On his final day managing the Los Angeles Dodgers, Joe Torre went old school.
He wrote out the lineup card Sunday, just as he did 29 years earlier on his first day managing the New York Mets, instead of typing it on the computer.
Torre expected his final game against the Arizona Diamondbacks to be nostalgic rather than sad since he's the one who decided to call it a career on the bench.
Torre wasn't the only manager retiring. Toronto's Cito Gaston oversaw his final game at Minnesota, while the immediate future of Atlanta's Bobby Cox was in doubt. If the Braves made the playoffs or wound up in a wild-card tiebreaker game, they would have prolonged the career of their 69-year-old skipper, who plans to quit for good this year.

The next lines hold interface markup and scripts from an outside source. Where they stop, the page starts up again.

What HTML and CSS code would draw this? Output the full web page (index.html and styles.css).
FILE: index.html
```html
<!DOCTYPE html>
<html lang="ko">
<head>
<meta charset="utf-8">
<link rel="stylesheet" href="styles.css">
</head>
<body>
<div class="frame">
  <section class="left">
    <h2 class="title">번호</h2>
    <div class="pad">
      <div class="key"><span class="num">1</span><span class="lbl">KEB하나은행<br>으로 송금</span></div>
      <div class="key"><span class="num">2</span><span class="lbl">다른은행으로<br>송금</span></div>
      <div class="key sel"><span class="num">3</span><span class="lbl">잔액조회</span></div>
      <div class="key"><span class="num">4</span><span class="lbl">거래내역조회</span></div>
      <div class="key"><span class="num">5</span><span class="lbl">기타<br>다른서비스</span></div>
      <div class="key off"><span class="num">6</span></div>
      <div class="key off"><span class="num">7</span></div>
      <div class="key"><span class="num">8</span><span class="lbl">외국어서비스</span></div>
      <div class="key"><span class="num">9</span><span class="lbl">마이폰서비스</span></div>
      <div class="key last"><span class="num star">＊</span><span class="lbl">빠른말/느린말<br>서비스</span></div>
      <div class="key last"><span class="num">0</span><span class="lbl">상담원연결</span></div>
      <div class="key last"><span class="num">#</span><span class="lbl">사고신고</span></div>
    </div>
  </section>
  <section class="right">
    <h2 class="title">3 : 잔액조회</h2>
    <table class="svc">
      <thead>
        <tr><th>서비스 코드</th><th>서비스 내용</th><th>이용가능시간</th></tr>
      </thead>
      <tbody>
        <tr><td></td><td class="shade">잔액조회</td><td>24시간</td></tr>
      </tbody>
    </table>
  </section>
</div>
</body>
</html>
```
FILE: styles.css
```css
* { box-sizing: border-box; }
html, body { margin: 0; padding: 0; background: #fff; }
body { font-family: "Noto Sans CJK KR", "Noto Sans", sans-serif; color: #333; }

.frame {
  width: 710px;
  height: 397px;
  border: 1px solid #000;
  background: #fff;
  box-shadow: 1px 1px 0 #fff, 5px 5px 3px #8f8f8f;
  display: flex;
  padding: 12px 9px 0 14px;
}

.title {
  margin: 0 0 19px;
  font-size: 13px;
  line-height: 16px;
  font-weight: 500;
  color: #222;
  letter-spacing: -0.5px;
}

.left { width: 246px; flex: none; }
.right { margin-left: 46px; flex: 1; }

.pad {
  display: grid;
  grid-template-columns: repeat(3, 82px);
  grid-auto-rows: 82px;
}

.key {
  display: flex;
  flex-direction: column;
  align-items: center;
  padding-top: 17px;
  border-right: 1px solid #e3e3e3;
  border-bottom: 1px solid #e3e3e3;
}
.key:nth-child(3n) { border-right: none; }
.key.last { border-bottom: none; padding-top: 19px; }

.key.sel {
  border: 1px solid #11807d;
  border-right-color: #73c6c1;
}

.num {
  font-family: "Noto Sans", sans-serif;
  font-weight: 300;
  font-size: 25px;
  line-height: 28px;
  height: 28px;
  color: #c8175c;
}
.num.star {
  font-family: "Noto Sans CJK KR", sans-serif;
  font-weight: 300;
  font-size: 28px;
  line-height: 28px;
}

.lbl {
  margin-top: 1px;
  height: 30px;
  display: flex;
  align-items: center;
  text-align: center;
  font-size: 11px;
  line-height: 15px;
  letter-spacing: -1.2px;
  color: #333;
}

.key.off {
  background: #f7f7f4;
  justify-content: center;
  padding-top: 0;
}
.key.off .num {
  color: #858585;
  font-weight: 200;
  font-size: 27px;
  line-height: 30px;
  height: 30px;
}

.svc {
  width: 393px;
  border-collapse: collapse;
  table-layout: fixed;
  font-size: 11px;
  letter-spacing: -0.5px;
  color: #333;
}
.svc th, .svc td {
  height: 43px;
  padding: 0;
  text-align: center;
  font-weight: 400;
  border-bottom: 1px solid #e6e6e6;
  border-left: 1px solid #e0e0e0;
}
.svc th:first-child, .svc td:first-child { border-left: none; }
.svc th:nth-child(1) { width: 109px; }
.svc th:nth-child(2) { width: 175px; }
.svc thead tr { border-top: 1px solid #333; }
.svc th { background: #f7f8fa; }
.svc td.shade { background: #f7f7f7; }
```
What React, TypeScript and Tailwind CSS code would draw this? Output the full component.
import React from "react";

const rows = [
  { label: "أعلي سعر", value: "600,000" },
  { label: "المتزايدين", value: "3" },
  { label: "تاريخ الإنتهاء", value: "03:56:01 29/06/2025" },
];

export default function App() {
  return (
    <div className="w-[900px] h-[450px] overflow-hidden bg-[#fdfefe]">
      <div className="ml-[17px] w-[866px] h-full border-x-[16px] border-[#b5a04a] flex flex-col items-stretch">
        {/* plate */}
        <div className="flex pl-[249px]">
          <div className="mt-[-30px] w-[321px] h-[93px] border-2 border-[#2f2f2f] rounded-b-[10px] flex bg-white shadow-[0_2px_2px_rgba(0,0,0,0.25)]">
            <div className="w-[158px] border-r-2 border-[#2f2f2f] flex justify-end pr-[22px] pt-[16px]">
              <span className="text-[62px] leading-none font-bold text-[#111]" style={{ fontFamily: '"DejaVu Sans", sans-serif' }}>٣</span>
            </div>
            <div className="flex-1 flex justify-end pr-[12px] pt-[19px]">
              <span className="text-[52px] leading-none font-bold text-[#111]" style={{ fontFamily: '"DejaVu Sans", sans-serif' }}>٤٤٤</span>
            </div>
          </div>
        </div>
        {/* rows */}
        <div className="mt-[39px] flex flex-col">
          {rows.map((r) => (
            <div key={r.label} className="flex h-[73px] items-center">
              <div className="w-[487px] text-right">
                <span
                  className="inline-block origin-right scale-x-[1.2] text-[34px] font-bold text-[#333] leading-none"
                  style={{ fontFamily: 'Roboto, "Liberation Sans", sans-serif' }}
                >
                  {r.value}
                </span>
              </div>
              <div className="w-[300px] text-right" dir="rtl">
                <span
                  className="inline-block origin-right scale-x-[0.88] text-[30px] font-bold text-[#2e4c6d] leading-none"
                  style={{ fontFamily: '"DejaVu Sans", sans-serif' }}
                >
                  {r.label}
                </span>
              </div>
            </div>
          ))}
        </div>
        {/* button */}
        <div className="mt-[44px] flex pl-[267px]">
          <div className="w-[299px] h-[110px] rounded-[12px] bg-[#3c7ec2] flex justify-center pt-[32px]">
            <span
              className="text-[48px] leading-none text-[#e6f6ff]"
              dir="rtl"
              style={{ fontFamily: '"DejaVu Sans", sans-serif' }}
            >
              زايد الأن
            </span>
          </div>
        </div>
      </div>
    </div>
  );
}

Gaston won two World Series titles, in 1992 and 1993, during a managerial run that ended in 1997. He returned to Toronto as a hitting coach from 2000-01 and took over as manager again in June 2008.
The Blue Jays honored Gaston with an emotional pregame ceremony on Wednesday night in their home finale. After the Jays beat the Yankees, they showered Gaston with beer and water to celebrate a career in which he was the first black manager to win a World Series.
Torre's career includes managing the Mets, Atlanta, St. Louis, and most memorably, the New York Yankees, whom he guided to four World Series championships before leaving in 2007.
Torre's players trickled into his office in recent days to bid personal farewells to the 70-year-old, who guided them the last three years.
He led the Dodgers into the playoffs his first two seasons in Los Angeles, but no matter the outcome Sunday, they were going to send him off with his first 162-game losing season since 1984, when he managed the Braves.
Torre's future includes a brief Hawaiian vacation and then getting busy selling tables for his foundation's dinner honoring Derek Jeter in New York on Nov. 11.
He says it's safe to say he's definitely retiring from managing, although he couldn't resist joking that all the farewell fuss "is really going to go right out the tubes when I manage again next year."
Hitting coach Don Mattingly already has been hired to succeed Torre on the bench.
Torre shared his farewell with 40-year-old backup catcher Brad Ausmus, who retired Sunday after 18 years in the big leagues.
The three-time Gold Glove winner, who played two seasons with the Dodgers, was honored before the game by the team and his alma mater Dartmouth.